Mantellini alle prese con le feste di compleanno. E si lamenta di dover presenziare a un barbecue in una casa in campagna. Tsk. Dalle nostre parti, Milano e dintorni ma soprattutto dintorni, un invito a una festa con barbecue in una casa di campagna è una ghiotta occasione ed è in grado di intercettare partecipazione con punte del 100%. Bambini con genitori, ma soprattutto genitori.

Prima di sviscerare la questione, un preambolo: la tendenza a festeggiare ogni minima occasione oramai è fuori controllo. Perché festeggiare significa invitare, partecipare vuol dire rinunciare alla libertà di passare il proprio tempo libero con chi si vuole e, soprattutto, non arrivare a mani vuote. La scala dei valori dell’evento parte dall’onomastico alle inizializzazioni sacre battesimo-comunione-cresima, in cui i parenti vestono abiti acquistati per l’occasione, pettinature improbabili e ci danno dentro con l’alcol. Il compleanno, tutto sommato, è il male minore: solo uno dei genitori ne viene coinvolto. Ma a botte di 20 euro per il regalo a volta.

Dalle nostre parti, Milano e dintorni ma soprattutto dintorni, le feste di compleanno si organizzano all’oratorio, nelle sale che altre associazioni laiche mettono a disposizione, più raramente, soprattutto quando i bimbi iniziano ad essere grandicelli, nelle abitazioni private. Perché alla fine tutti invitano tutti, e solo in pochi hanno dimore in grado di accogliere venti bambini/e. C’è poi chi ha la fortuna di aver partorito nei mesi primaverili, con conseguente organizzazione del party al parchetto. Il massimo è avere i figli nati in agosto, quando si è in vacanza da scuola e l’obbligo di ricambiare gli altri inviti decade per diritto naturale. Perché, è un dato di fatto, organizzare una festa per bambini è una discreta rottura di coglioni.

Non fraintendetemi. Adoro passare il tempo con i bambini, mia figlia e le sue amiche. Quando il numero è maggiore o uguale a 6, iniziano le difficoltà. Quando l’età è maggiore o uguale a 7 anni, le difficoltà si manifestano in toto. Perché finché erano in età prescolare mi divertivo a farle giocare, scatolina chiusa scatolina aperta, è arrivato un bastimento, un due tre stella. Da 7 anni in su bisogna pensare ad altro, ci sono quelle che civettano un po’, quelle altre che ne sanno più di te, e se mentre prima il gioco destrutturato poteva anche essere tenuto a bada, ora bisogna essere altamente pronti a contenere la noia che si materializza in anarchia. Così molti genitori scelgono la strada delle strutture organizzate. Paghi un tot a persona e il gioco è fatto, è proprio il caso di dirlo. Questo fino a quando i bambini non saranno grandi abbastanza da giocare alla bottiglia o, ancora meglio, farsi le canne in autonomia.

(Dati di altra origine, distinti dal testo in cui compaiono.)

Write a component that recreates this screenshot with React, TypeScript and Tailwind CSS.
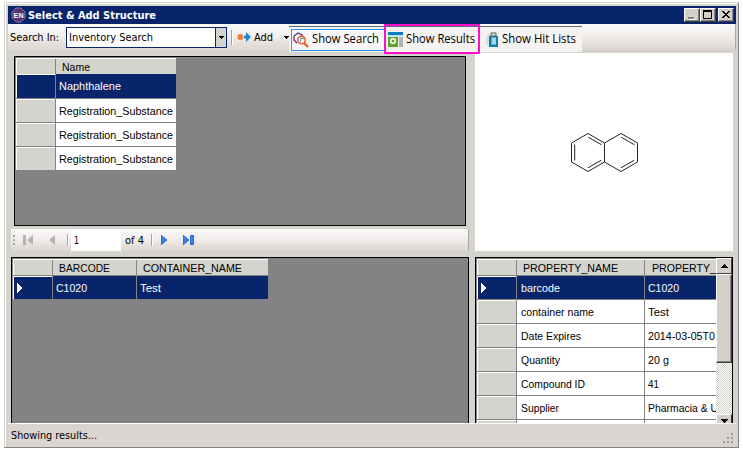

Il guaio è che, tra le strutture organizzate di cui sopra, la più organizzata, economica e in auge dalle nostre parti, Milano e dintorni ma soprattutto dintorni, è il McDonald, che non è un McDonald come gli altri, ma è un McDonald sito in una stazione di servizio in uno svincolo dell’A4. Un non-luogo che più non-luogo di così non potrebbe essere, troppo in autostrada per essere raggiunto a piedi e troppo a ridosso delle abitazioni per essere considerato un autogrill.

Così, oltre alle overdose di hamburger, coca e principesse Disney, dobbiamo, anzi si deve, visto che io mia figlia lì non ce la porto e spero non entri mai, fare i conti con il pubblico da non-luogo, gente di passaggio, avventori che non hanno mezzi di trasporto per recarsi altrove, avventori che sono venuti lì apposta con i loro mezzi di trasporto, avventori le cui mamme hanno scelto di delegare il divertimento del proprio pargolo, nel giorno del suo compleanno, a pedagogisti del calibro di Ronald McDonald. E poi non domandatevi perché c’è chi, da grande, sceglie di spaccargli le vetrine.